═══ Source data ═══
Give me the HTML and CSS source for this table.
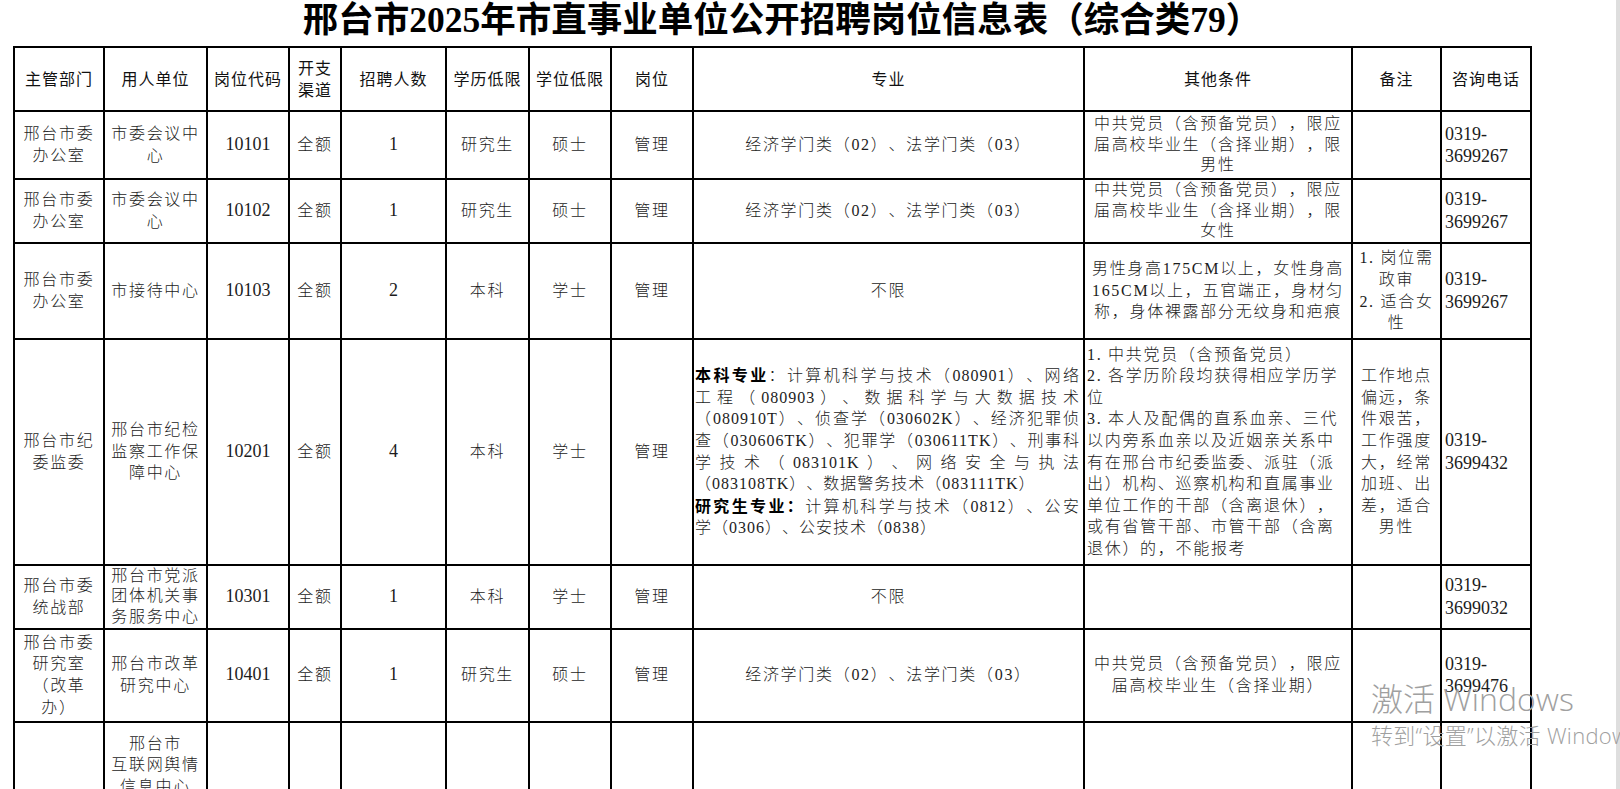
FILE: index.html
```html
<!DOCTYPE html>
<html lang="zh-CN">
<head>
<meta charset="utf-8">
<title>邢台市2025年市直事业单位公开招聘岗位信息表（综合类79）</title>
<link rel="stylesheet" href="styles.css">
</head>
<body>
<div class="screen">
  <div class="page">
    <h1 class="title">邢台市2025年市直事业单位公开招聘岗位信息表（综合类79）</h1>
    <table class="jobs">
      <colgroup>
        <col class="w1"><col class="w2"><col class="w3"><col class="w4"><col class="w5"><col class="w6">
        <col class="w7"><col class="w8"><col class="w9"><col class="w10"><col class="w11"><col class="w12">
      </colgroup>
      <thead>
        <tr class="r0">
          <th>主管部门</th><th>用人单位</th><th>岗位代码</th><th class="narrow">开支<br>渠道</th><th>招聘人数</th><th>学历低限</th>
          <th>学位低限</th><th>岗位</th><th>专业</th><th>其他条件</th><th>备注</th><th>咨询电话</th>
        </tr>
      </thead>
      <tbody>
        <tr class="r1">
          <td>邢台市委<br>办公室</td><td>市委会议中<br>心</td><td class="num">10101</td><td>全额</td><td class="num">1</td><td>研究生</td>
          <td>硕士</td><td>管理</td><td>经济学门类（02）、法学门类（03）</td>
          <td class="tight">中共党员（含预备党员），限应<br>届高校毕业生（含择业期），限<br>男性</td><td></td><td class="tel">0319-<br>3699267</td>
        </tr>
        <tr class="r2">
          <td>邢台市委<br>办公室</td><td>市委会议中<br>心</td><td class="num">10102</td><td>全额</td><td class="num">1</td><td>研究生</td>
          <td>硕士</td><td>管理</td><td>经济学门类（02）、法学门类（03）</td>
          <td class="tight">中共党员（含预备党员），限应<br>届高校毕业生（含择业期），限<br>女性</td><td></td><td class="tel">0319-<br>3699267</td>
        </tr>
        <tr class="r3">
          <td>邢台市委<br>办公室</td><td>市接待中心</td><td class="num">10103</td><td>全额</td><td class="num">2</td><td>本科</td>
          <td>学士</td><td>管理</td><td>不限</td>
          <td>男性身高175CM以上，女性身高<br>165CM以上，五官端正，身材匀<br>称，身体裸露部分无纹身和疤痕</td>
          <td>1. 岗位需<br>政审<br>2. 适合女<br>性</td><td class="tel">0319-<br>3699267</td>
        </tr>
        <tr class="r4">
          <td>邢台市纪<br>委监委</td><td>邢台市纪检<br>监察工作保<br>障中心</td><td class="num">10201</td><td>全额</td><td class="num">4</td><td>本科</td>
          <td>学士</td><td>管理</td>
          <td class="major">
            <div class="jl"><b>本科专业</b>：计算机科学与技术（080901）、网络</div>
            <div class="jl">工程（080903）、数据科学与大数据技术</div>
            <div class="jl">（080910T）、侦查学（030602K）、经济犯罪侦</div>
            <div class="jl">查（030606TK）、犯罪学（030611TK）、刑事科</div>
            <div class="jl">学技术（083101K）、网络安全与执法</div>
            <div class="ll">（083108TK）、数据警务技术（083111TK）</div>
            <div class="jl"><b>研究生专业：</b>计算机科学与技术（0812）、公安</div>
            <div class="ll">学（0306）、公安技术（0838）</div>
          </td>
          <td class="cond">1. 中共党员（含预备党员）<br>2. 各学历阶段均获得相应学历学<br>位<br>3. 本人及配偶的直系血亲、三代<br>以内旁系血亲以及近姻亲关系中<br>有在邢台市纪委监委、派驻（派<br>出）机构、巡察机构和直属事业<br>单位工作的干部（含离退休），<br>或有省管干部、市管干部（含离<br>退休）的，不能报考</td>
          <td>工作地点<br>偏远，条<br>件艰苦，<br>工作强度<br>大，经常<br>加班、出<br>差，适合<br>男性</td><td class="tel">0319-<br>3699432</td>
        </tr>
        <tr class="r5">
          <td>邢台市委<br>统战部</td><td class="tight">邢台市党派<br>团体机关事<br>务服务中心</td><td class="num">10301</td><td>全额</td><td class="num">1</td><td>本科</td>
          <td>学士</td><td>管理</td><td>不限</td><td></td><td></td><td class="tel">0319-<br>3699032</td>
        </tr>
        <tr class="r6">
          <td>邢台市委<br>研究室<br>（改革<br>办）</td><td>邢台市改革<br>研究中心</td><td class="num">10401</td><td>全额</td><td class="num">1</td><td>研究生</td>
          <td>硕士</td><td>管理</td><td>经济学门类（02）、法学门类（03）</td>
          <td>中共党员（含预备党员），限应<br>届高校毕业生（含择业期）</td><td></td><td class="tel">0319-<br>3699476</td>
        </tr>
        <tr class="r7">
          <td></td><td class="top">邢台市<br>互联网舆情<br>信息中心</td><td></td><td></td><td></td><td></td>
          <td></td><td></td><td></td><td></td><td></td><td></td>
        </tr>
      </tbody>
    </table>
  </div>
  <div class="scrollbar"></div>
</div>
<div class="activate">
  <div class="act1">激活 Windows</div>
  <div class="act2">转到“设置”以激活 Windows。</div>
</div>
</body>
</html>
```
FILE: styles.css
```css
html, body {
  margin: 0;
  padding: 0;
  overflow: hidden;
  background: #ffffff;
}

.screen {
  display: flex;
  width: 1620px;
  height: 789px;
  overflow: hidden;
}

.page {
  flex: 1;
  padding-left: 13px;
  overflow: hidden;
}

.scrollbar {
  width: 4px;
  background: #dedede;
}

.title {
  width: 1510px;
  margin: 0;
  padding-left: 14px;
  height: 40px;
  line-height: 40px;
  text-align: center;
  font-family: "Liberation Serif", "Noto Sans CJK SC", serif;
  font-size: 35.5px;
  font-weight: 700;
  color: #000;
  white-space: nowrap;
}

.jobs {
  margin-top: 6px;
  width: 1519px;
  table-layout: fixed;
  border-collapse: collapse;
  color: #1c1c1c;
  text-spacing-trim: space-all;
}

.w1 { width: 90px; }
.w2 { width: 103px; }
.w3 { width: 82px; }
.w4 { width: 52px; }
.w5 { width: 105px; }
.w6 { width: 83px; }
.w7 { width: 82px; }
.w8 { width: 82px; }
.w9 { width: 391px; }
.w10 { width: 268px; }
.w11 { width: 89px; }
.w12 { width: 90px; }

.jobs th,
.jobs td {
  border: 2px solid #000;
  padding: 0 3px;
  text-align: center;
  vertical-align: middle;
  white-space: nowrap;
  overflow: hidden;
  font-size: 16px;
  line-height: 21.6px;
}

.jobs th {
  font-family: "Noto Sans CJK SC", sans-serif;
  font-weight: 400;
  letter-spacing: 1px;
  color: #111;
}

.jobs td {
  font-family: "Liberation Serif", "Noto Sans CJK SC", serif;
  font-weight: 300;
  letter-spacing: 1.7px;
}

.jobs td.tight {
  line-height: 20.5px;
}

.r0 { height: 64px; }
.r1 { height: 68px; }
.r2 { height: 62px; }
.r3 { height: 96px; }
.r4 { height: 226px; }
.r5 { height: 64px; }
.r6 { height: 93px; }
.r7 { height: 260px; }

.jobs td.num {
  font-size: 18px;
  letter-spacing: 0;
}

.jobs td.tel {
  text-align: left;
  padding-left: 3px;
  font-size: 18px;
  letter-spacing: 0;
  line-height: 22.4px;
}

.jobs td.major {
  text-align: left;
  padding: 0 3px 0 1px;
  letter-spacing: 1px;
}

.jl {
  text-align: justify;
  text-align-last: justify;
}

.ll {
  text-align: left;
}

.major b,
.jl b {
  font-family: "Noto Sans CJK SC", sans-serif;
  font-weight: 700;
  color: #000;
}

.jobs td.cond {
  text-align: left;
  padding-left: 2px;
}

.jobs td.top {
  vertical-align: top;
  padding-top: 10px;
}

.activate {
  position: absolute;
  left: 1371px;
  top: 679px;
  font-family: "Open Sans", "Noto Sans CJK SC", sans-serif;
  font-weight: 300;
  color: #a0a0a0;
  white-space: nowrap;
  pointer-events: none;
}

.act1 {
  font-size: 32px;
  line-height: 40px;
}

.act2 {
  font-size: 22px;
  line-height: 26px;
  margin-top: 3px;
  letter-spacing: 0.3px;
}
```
═══
═══ Source data ═══
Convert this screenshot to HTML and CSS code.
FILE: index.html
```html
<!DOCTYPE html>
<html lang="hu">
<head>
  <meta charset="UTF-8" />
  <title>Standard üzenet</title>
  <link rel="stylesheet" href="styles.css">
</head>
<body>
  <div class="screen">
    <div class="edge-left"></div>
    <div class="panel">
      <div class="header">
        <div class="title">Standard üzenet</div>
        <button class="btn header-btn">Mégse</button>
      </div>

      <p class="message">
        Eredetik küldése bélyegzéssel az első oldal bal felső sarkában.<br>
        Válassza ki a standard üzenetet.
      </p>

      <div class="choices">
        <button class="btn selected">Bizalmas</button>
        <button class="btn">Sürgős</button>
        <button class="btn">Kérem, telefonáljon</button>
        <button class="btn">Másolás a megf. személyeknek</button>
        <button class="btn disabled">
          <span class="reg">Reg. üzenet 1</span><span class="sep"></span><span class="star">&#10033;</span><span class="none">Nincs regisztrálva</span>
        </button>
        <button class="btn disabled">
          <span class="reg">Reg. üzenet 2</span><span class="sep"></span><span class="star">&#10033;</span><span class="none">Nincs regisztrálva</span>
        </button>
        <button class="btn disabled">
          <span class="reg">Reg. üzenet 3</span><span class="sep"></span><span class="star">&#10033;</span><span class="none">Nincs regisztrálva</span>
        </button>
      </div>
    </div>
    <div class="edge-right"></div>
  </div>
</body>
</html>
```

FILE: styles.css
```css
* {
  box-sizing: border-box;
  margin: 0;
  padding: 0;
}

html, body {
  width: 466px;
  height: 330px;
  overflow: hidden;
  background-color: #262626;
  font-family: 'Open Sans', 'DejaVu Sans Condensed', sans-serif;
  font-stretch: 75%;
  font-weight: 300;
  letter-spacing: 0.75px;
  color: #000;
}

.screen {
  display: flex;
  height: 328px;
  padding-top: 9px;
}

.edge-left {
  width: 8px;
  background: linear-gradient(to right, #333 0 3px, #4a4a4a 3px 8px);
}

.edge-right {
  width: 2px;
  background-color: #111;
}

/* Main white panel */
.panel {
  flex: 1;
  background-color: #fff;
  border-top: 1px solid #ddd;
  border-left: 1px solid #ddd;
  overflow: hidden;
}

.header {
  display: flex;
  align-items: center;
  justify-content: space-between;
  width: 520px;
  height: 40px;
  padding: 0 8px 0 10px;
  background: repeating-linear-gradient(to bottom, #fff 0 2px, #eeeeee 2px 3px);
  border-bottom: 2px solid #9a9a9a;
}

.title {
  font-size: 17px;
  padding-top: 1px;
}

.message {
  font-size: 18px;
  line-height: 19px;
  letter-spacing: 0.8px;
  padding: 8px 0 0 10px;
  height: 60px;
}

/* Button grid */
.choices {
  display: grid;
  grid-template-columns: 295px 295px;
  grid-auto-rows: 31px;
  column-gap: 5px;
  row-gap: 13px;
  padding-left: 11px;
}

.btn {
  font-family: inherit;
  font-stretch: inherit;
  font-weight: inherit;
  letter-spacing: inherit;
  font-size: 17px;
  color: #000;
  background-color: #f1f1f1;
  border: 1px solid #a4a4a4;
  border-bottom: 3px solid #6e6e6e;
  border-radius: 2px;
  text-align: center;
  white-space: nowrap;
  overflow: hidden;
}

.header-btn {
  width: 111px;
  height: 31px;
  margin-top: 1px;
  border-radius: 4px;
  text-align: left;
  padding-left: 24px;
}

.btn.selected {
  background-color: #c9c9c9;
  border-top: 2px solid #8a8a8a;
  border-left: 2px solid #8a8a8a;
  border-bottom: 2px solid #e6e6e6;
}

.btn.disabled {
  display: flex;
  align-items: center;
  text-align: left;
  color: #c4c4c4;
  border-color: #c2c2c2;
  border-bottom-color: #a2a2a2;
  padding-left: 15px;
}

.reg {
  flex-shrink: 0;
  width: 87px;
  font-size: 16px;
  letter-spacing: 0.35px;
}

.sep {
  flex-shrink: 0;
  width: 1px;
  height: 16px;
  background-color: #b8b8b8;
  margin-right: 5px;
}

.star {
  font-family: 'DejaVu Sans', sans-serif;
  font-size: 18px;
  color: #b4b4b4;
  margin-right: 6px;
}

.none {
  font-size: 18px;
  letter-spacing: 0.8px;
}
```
═══
═══ Source data ═══
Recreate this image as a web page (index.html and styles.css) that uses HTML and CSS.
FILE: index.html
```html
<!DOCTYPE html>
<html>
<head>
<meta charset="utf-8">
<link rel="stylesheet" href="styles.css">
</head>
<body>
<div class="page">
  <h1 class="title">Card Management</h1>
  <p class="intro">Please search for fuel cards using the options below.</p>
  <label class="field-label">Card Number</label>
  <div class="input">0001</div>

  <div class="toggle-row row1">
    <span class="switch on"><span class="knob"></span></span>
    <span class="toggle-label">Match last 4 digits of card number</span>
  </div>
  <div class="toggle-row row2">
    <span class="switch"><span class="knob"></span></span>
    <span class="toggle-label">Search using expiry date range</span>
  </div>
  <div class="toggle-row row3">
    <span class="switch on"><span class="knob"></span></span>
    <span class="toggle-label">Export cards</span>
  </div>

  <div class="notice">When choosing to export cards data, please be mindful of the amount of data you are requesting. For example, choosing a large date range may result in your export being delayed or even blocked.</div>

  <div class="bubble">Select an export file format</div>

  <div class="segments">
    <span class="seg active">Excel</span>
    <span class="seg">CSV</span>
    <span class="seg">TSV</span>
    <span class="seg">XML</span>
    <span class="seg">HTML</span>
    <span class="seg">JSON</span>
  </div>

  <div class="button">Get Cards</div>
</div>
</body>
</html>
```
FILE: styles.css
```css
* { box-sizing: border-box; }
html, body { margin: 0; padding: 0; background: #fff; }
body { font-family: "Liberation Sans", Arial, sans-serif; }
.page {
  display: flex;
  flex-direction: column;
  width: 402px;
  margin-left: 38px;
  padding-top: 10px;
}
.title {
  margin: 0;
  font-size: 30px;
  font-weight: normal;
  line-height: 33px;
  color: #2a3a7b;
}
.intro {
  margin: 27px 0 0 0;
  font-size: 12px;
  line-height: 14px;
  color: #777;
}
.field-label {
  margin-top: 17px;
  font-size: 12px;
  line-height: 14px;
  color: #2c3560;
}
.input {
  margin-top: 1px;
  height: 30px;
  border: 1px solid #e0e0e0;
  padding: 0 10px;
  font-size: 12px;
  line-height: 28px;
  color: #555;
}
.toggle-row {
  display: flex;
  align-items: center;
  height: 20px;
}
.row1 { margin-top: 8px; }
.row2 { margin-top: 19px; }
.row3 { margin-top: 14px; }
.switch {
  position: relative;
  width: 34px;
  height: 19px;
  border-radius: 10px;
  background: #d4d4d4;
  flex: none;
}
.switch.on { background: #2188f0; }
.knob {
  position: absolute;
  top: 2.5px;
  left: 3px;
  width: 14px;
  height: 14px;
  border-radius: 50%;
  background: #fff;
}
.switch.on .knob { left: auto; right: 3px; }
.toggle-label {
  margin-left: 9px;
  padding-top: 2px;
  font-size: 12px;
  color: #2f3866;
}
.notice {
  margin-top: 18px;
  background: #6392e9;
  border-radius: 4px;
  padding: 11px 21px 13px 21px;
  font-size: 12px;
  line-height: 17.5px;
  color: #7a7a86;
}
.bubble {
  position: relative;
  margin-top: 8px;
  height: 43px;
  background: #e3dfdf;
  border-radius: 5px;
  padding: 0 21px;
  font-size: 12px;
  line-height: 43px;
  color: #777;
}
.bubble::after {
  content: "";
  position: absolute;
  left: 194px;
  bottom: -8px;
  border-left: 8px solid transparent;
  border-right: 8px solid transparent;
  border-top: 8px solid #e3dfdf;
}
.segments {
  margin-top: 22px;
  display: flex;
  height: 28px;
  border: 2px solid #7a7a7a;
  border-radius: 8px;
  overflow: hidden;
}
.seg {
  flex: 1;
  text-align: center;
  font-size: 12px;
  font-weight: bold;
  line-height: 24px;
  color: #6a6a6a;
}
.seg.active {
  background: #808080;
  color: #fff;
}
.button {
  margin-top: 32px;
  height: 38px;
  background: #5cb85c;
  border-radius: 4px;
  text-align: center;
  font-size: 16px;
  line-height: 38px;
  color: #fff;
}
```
═══
> [Task to complete]: Find the lines above that contain the word "table" and collect them.

> [Written response]:
Give me the HTML and CSS source for this table.
    <table class="jobs">
    </table>
  table-layout: fixed;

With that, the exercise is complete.